Duisburg leistete sich gleich 20 dieser „Groschengräber“, musste allerdings bereits am 8. Januar 1954 einen ersten Abgang verzeichnen. Der NWDR, Vorgänger des WDR, wollte den Fernsehzuschauern das Gerät vorstellen. Die Testparkerin gab zu viel Gas und senste die Säule um. Ein Missgeschick – aber leider kein Einzelfall. Deutlich häufiger tobten sich allerdings Vandalen an den Parkuhren aus. Parksünder setzten sie mit Kaugummi, Stricknadeln oder anderen Utensilien außer Gefecht.

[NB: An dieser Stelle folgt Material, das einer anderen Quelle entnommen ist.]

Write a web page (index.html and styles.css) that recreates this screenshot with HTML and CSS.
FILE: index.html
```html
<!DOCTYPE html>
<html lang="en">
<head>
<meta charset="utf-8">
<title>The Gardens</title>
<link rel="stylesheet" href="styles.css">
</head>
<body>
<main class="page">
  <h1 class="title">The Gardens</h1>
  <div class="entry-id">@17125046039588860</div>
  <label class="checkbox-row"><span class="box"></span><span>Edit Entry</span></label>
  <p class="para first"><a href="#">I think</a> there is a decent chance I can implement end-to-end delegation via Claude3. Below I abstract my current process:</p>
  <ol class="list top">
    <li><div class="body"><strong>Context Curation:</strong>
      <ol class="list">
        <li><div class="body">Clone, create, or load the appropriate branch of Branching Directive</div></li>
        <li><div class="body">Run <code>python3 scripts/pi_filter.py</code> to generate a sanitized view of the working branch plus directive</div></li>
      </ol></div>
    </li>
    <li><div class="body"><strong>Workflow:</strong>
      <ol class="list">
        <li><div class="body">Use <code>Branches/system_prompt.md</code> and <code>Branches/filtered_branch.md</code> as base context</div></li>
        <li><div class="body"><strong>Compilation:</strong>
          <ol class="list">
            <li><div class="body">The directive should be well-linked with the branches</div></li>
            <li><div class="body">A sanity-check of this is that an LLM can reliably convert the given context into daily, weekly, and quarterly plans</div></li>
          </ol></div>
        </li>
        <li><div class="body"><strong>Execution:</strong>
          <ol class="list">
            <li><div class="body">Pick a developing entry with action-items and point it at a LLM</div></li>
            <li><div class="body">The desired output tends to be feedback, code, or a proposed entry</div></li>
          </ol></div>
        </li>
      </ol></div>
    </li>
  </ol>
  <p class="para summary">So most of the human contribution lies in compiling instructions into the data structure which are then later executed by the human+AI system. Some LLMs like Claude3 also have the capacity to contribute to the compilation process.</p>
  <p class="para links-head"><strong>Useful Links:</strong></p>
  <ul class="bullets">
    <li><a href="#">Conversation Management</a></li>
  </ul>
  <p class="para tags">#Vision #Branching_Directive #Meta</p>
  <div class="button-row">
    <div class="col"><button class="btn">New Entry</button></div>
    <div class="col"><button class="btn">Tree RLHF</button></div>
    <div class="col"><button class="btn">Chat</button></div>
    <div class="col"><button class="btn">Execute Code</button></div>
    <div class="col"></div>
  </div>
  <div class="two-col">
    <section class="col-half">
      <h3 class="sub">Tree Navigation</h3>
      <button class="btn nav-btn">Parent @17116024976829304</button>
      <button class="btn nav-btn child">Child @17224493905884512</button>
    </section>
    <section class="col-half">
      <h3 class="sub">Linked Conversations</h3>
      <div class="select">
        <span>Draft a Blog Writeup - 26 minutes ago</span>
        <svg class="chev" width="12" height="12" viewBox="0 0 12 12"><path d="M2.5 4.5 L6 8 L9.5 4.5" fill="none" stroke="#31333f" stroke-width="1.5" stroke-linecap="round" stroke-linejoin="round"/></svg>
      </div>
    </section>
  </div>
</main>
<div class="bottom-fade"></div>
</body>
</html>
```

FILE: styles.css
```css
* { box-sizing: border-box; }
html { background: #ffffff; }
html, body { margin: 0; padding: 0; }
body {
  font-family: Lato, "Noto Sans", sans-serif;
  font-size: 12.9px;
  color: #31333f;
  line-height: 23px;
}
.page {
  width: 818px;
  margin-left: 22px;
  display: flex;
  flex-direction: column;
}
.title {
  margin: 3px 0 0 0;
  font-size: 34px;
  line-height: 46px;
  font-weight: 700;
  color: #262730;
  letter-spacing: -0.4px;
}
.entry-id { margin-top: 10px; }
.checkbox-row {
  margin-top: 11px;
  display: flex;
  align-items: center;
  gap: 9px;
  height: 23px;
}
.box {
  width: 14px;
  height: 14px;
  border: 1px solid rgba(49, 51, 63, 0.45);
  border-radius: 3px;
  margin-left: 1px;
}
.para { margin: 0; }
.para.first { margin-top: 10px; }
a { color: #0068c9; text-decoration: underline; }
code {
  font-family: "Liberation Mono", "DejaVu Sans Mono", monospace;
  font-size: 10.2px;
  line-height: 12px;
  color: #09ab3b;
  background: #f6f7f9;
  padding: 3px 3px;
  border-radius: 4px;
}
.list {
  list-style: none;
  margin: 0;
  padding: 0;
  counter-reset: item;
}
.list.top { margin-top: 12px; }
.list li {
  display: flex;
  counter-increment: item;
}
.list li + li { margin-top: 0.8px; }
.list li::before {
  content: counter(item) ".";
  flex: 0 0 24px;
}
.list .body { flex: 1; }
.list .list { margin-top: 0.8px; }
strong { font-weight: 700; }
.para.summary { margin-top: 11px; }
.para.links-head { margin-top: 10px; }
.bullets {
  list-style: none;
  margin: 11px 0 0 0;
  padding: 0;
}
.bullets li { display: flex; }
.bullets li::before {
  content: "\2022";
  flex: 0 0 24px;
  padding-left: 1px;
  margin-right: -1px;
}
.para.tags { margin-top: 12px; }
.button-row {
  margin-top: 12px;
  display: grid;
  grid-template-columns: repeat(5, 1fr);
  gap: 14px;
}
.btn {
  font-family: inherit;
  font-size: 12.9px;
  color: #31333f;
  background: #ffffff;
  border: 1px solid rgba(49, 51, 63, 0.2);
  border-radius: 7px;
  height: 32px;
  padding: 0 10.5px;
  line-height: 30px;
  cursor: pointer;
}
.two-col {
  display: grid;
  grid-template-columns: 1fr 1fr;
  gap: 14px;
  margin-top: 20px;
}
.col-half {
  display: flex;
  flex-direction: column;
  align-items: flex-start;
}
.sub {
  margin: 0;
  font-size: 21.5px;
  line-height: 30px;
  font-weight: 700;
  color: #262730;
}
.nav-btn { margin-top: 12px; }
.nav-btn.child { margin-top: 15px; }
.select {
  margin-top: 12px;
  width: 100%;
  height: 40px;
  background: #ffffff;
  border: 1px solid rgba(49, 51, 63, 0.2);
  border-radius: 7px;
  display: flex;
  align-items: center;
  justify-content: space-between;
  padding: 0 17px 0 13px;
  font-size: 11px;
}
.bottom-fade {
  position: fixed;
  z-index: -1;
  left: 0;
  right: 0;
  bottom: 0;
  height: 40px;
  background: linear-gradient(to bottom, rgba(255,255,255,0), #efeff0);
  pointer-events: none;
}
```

In New York sorgten die Apparate noch 2005 für heiligen Zorn. Katholiken liefen gegen die Parkuhr-Pflicht am Sonntag Sturm. Oft seien sie gezwungen, während oder direkt nach der Messe zum Auto zu hasten, berichteten Medien damals. Grund: Die Uhren nahmen nur Geld für eine Stunde auf. In Deutschland bekamen den Ärger gern auch die Politessen ab, eine Verschmelzung der beiden Begriffe „Polizei“ und „Hostesse“. Der Beruf entstand mit Einführung der Parkuhr und verfügte aus Gründen der Geschlechtergerechtigkeit auch über eine wenig bekannte männliche Form: „Politeur“.

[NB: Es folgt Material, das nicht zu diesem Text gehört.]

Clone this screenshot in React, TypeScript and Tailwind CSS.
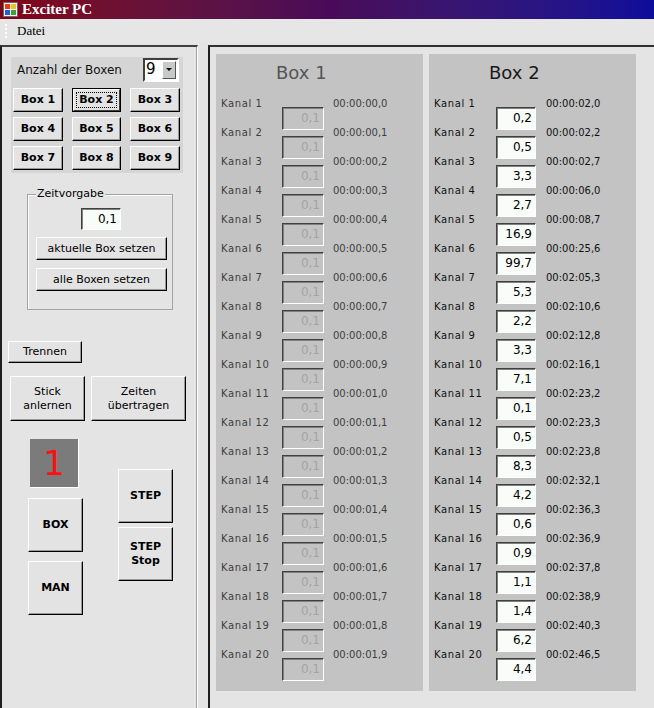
import React from "react";

const box1Times = Array.from({ length: 20 }, (_, i) => `00:00:0${Math.floor(i / 10)},${i % 10}`);

const box2Values = ["0,2", "0,5", "3,3", "2,7", "16,9", "99,7", "5,3", "2,2", "3,3", "7,1", "0,1", "0,5", "8,3", "4,2", "0,6", "0,9", "1,1", "1,4", "6,2", "4,4"];
const box2Times = [
  "00:00:02,0", "00:00:02,2", "00:00:02,7", "00:00:06,0", "00:00:08,7",
  "00:00:25,6", "00:02:05,3", "00:02:10,6", "00:02:12,8", "00:02:16,1",
  "00:02:23,2", "00:02:23,3", "00:02:23,8", "00:02:32,1", "00:02:36,3",
  "00:02:36,9", "00:02:37,8", "00:02:38,9", "00:02:40,3", "00:02:46,5",
];

// klassischer Windows-Button (erhaben)
function Btn({ className = "", children }: { className?: string; children: React.ReactNode }) {
  return (
    <button
      className={`flex items-center justify-center bg-[#e3e3e3] border border-t-white border-l-white border-r-black border-b-black shadow-[inset_-1px_-1px_0_#9a9a9a] leading-[14px] text-black ${className}`}
    >
      {children}
    </button>
  );
}

function AppIcon() {
  return (
    <svg width="15" height="15" viewBox="0 0 15 15">
      <rect x="0.5" y="0.5" width="14" height="14" fill="#f0f0f0" stroke="#6a6a6a" />
      <rect x="2" y="2" width="5" height="5" fill="#e04020" />
      <rect x="8" y="2" width="5" height="5" fill="#f0c020" />
      <rect x="2" y="8" width="5" height="5" fill="#2060d0" />
      <rect x="8" y="8" width="5" height="5" fill="#40a040" />
    </svg>
  );
}

function BoxPanel({ title, active }: { title: string; active: boolean }) {
  const rows = Array.from({ length: 20 }, (_, i) => i);
  const txt = active ? "text-[#111]" : "text-[#3e3e3e]";
  return (
    <div className="w-[207px] h-[637px] bg-[#c3c3c3] pt-[8px] overflow-hidden">
      <div className={`pl-[60px] h-[21px] leading-[21px] text-[18px] ${active ? "text-[#1a1a1a]" : "text-[#555]"}`}>{title}</div>
      <div className="mt-[11px]">
        {rows.map((i) => (
          <div key={i} className="flex h-[29px] items-start pl-[5px]">
            <div className={`${active ? "w-[62px]" : "w-[61px]"} mt-[3px] leading-[13px] text-[10px] tracking-[0.6px] ${txt}`}>
              Kanal {i + 1}
            </div>
            <div
              className={`${active ? "w-[40px] bg-[#f9fdf9] text-black" : "w-[42px] bg-[#c3c3c3] text-[#a3a3a3]"} mt-[13px] h-[23px] shrink-0 border border-t-[#404040] border-l-[#404040] border-b-white border-r-white shadow-[inset_1px_1px_0_#808080] text-right pr-[3px] text-[12px] leading-[21px]`}
            >
              {active ? box2Values[i] : "0,1"}
            </div>
            <div className={`${active ? "ml-[10px]" : "ml-[9px]"} mt-[3px] leading-[13px] text-[10px] ${txt}`}>
              {active ? box2Times[i] : box1Times[i]}
            </div>
          </div>
        ))}
      </div>
    </div>
  );
}

export default function App() {
  return (
    <div className="w-[654px] h-[708px] overflow-hidden flex flex-col bg-[#e4e4e4] font-['DejaVu_Sans',sans-serif]">
      {/* Titelleiste */}
      <div className="h-[19px] flex items-center bg-linear-to-r from-[#820012] via-[#4a0a58] to-[#0c0c9a] pl-[3px]">
        <AppIcon />
        <span className="ml-[4px] text-white font-bold text-[15px] font-['Liberation_Serif',serif] leading-[19px]">Exciter PC</span>
      </div>

      {/* Menü */}
      <div className="h-[24px] flex items-center bg-[#e6e6e6] pl-[5px]">
        <div className="flex flex-col gap-[2px]">
          <span className="w-[2px] h-[2px] bg-white" />
          <span className="w-[2px] h-[2px] bg-white" />
          <span className="w-[2px] h-[2px] bg-white" />
          <span className="w-[2px] h-[2px] bg-white" />
        </div>
        <span className="ml-[10px] text-[13px] font-['Liberation_Serif',serif] text-black">Datei</span>
      </div>

      <div className="mt-[2px] flex flex-1 min-h-0">
        {/* linke Leiste */}
        <div className="w-[198px] shrink-0 flex flex-col border-t-2 border-l-2 border-t-[#404040] border-l-[#202020] border-r border-r-white shadow-[inset_-1px_0_0_#a0a0a0] text-[11px] text-black">
          {/* Boxen-Auswahl */}
          <div className="mt-[10px] ml-[9px] w-[172px] h-[116px] bg-[#d5d5d5]">
            <div className="flex items-center justify-between pt-[1px] pl-[6px] pr-[4px]">
              <span className="text-[12px] text-[#111]">Anzahl der Boxen</span>
              <div className="flex w-[36px] h-[24px] border-2 border-t-[#404040] border-l-[#404040] border-b-white border-r-white bg-[#fbfffb]">
                <span className="flex-1 pl-[1px] text-[15px] leading-[19px] text-black">9</span>
                <span className="w-[14px] my-[1px] mr-[1px] flex items-center justify-center bg-[#c8c8c8] border border-t-white border-l-white border-r-[#555] border-b-[#555]">
                  <svg width="6" height="4" viewBox="0 0 6 4"><path d="M0 0h6L3 3z" fill="#000" /></svg>
                </span>
              </div>
            </div>
            <div className="mt-[6px] pl-[2px] grid grid-cols-[50px_49px_50px] gap-x-[9px] gap-y-[5px] font-bold text-[11px]">
              {[1, 2, 3, 4, 5, 6, 7, 8, 9].map((n) =>
                n === 2 ? (
                  <button key={n} className="h-[24px] flex border border-black bg-[#e3e3e3] p-0">
                    <span className="flex-1 flex border border-t-white border-l-white border-r-[#404040] border-b-[#404040]">
                      <span className="flex-1 m-[2px] flex items-center justify-center border border-dotted border-black leading-[14px]">Box 2</span>
                    </span>
                  </button>
                ) : (
                  <Btn key={n} className="h-[24px]">Box {n}</Btn>
                ),
              )}
            </div>
          </div>

          {/* Zeitvorgabe */}
          <div className="relative mt-[21px] ml-[25px] w-[146px] h-[116px] border border-[#a3a3a3] shadow-[inset_1px_1px_0_#fff]">
            <span className="absolute left-[8px] top-[-8px] px-[1px] bg-[#e4e4e4] leading-[14px]">Zeitvorgabe</span>
            <div className="mt-[13px] ml-[53px] w-[40px] h-[22px] border border-t-[#404040] border-l-[#404040] border-b-white border-r-white shadow-[inset_1px_1px_0_#808080] bg-[#f9fdf9] text-right pr-[3px] text-[12px] leading-[20px]">
              0,1
            </div>
            <Btn className="mt-[7px] ml-[8px] w-[131px] h-[23px]">aktuelle Box setzen</Btn>
            <Btn className="mt-[8px] ml-[8px] w-[131px] h-[23px]">alle Boxen setzen</Btn>
          </div>

          <Btn className="mt-[31px] ml-[6px] w-[74px] h-[22px]">Trennen</Btn>

          <div className="mt-[13px] ml-[8px] flex gap-[6px]">
            <Btn className="w-[75px] h-[45px] text-center">Stick<br />anlernen</Btn>
            <Btn className="w-[95px] h-[45px] text-center">Zeiten<br />übertragen</Btn>
          </div>

          <div className="mt-[18px] ml-[26px] flex gap-[35px] font-bold">
            <div className="flex flex-col">
              <div className="ml-[2px] w-[49px] h-[49px] bg-[#7b7b7b] border-r border-b border-r-white border-b-white flex items-center justify-center text-[#ff1010] text-[34px] font-normal leading-none">
                1
              </div>
              <Btn className="mt-[10px] w-[55px] h-[54px]">BOX</Btn>
              <Btn className="mt-[9px] w-[55px] h-[54px]">MAN</Btn>
            </div>
            <div className="mt-[30px] flex flex-col">
              <Btn className="w-[55px] h-[54px]">STEP</Btn>
              <Btn className="mt-[4px] w-[55px] h-[54px] text-center">STEP<br />Stop</Btn>
            </div>
          </div>
        </div>

        {/* Hauptbereich */}
        <div className="ml-[10px] flex-1 border-t-2 border-l-2 border-t-[#303030] border-l-[#202020] pt-[7px] pl-[6px]">
          <div className="flex gap-[6px]">
            <BoxPanel title="Box 1" active={false} />
            <BoxPanel title="Box 2" active={true} />
          </div>
        </div>
      </div>
    </div>
  );
}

Heute spricht man von „Verkehrsüberwachungskräften“. Die gibt es immer noch, Parkuhren dagegen kaum mehr. Weswegen ein Vergleich von Trainer-Legende Max Merkel für jüngere Verkehrsteilnehmerinnen und -teilnehmer vielleicht erklärungsbedürftig ist. Der bezeichnete nämlich einmal den Fußballer Mario Basler als teuerste Parkuhr der Welt. Warum das? Basler, unter anderem beim FC Bayern tätig, galt als wenig lauffreudig.

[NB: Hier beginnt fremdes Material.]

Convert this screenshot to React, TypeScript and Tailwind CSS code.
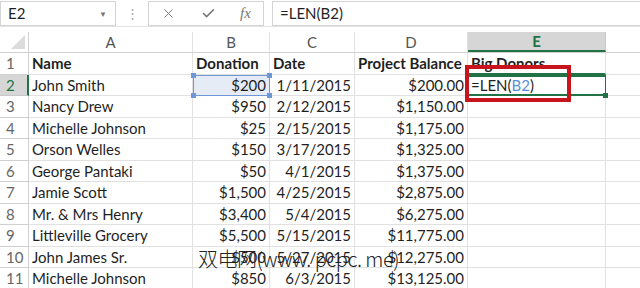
import { X, Check } from 'lucide-react';

const rows = [
  ['Name', 'Donation', 'Date', 'Project Balance', 'Big Donors'],
  ['John Smith', '$200', '1/11/2015', '$200.00', ''],
  ['Nancy Drew', '$950', '2/12/2015', '$1,150.00', ''],
  ['Michelle Johnson', '$25', '2/15/2015', '$1,175.00', ''],
  ['Orson Welles', '$150', '3/17/2015', '$1,325.00', ''],
  ['George Pantaki', '$50', '4/1/2015', '$1,375.00', ''],
  ['Jamie Scott', '$1,500', '4/25/2015', '$2,875.00', ''],
  ['Mr. & Mrs Henry', '$3,400', '5/4/2015', '$6,275.00', ''],
  ['Littleville Grocery', '$5,500', '5/15/2015', '$11,775.00', ''],
  ['John James Sr.', '$500', '5/27/2015', '$12,275.00', ''],
  ['Michelle Johnson', '$850', '6/3/2015', '$13,125.00', ''],
];

const cols = ['A', 'B', 'C', 'D', 'E'];
const widths = ['w-[164px]', 'w-[77px]', 'w-[85px]', 'w-[113px]', 'w-[138px]'];

export default function App() {
  return (
    <div className="relative w-[640px] h-[288px] overflow-hidden bg-white text-[#1f1f1f]" style={{ fontFamily: 'Lato, "Liberation Sans", sans-serif' }}>
      {/* formula bar */}
      <div className="flex items-center h-[27px] border-b border-[#e3e3e3] pt-[1px]">
        <div className="flex items-center justify-between w-[116px] h-[25px] border border-[#d4d4d4] pl-[7px] pr-[8px] text-[15px]">
          <span>E2</span>
          <span className="text-[8px] text-[#777]">▼</span>
        </div>
        <div className="w-[32px] text-center text-[#aaa] text-[13px] leading-none">⋮</div>
        <div className="flex items-center justify-around w-[116px] h-[25px] border border-[#d4d4d4] text-[#777]">
          <X className="w-[15px] h-[15px]" strokeWidth={1.5} />
          <Check className="w-[15px] h-[15px]" strokeWidth={2.5} />
          <span className="italic text-[15px]" style={{ fontFamily: '"Liberation Serif", serif' }}>fx</span>
        </div>
        <div className="flex-1 flex items-center h-[25px] ml-[8px] border border-r-0 border-[#d4d4d4] pl-[7px] text-[15px]">=LEN(B2)</div>
      </div>
      <div className="h-[5px]" />
      {/* column headers */}
      <div className="flex h-[21px] text-[15px] text-[#444] border-b border-[#d0d0d0]">
        <div className="w-[29px] relative border-r border-[#d0d0d0]">
          <div className="absolute right-[3px] bottom-[3px] w-0 h-0 border-l-[14px] border-l-transparent border-b-[14px] border-b-[#dcdcdc]" />
        </div>
        {cols.map((c, i) =>
          c === 'E' ? (
            <div key={c} className={`${widths[i]} flex items-center justify-center bg-[#d6d6d6] border-b-2 border-[#217346] text-[#217346] font-bold border-r border-r-[#c8c8c8]`}>{c}</div>
          ) : (
            <div key={c} className={`${widths[i]} flex items-center justify-center border-r border-[#e1e1e1] text-[#555]`}>{c}</div>
          )
        )}
        <div className="flex-1" />
      </div>
      {/* grid rows */}
      {rows.map((r, ri) => (
        <div key={ri} className="flex h-[21.5px] text-[15px]">
          <div className={`w-[29px] flex items-center pl-[6px] border-r border-b ${ri === 1 ? 'bg-[#d6d6d6] text-[#217346] border-r-2 border-r-[#217346] border-b-[#c8c8c8]' : 'text-[#666] border-[#d0d0d0]'}`}>{ri + 1}</div>
          {r.map((v, ci) => {
            const bold = ri === 0;
            const right = !bold && ci > 0 && ci < 4;
            let extra = 'border-r border-b border-[#e1e1e1]';
            if (ri === 1 && ci === 1) extra = 'bg-[#e6ecf5] border border-[#6f96d6] relative';
            if (ri === 1 && ci === 4) extra = 'border-y-2 border-r border-[#217346] relative';
            if (ri === 0 && ci === 4) extra = 'border-r border-[#e1e1e1] border-b-2 border-b-[#217346]';
            return (
              <div key={ci} className={`${widths[ci]} flex items-center overflow-visible whitespace-nowrap px-[3px] ${right ? 'justify-end' : ''} ${bold ? 'font-bold' : ''} ${extra}`}>
                {ri === 1 && ci === 4 ? (
                  <span>=LEN(<span className="text-[#5b8fdb]">B2</span>)</span>
                ) : v}
                {ri === 1 && ci === 1 && (
                  <>
                    <span className="absolute -left-[3px] -top-[3px] w-[5px] h-[5px] bg-[#6f96d6]" />
                    <span className="absolute -right-[3px] -top-[3px] w-[5px] h-[5px] bg-[#6f96d6]" />
                    <span className="absolute -left-[3px] -bottom-[3px] w-[5px] h-[5px] bg-[#6f96d6]" />
                    <span className="absolute -right-[3px] -bottom-[3px] w-[5px] h-[5px] bg-[#6f96d6]" />
                  </>
                )}
                {ri === 1 && ci === 4 && (
                  <span className="absolute -right-[3px] -bottom-[4px] w-[5px] h-[5px] bg-[#217346]" />
                )}
              </div>
            );
          })}
          <div className="flex-1 border-b border-[#e1e1e1]" />
        </div>
      ))}
      {/* red highlight box */}
      <div className="absolute left-[465px] top-[65px] w-[106px] h-[37px] border-[4px] border-[#c8141c]" />
      {/* watermark */}
      <div className="absolute left-[198px] top-[244px] text-[20px] tracking-[-0.5px] font-light text-[#222] whitespace-nowrap" style={{ fontFamily: '"Noto Sans CJK SC", "Liberation Sans", sans-serif' }}>
        双电网(www. pcpc. me)
      </div>
    </div>
  );
}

An die Stelle von Parkuhren sind in Deutschlands Innenstädten Parkautomaten getreten. Der Parkraum ist knapper denn je. In Duisburg waren vor rund 70 Jahren rund 22.000 Kraftfahrzeuge zugelassen; heute fahren mehr als 300.000 durch die Stadt, wie Sprecher Hiedels vorrechnet. Das gibt nicht nur angesichts des Klimawandels zu denken. So oder so: Mit einem lausigen Groschen kommt der Parker nicht mehr weit, sofern er nicht im saarländischen St. Ingbert wohnt. Dort ist das Kurzzeitparken laut einer im Sommer veröffentlichten Statistik kostenfrei. Auf dem nächsten Platz folgt Frankfurt an der Oder mit 25 Cent pro Stunde.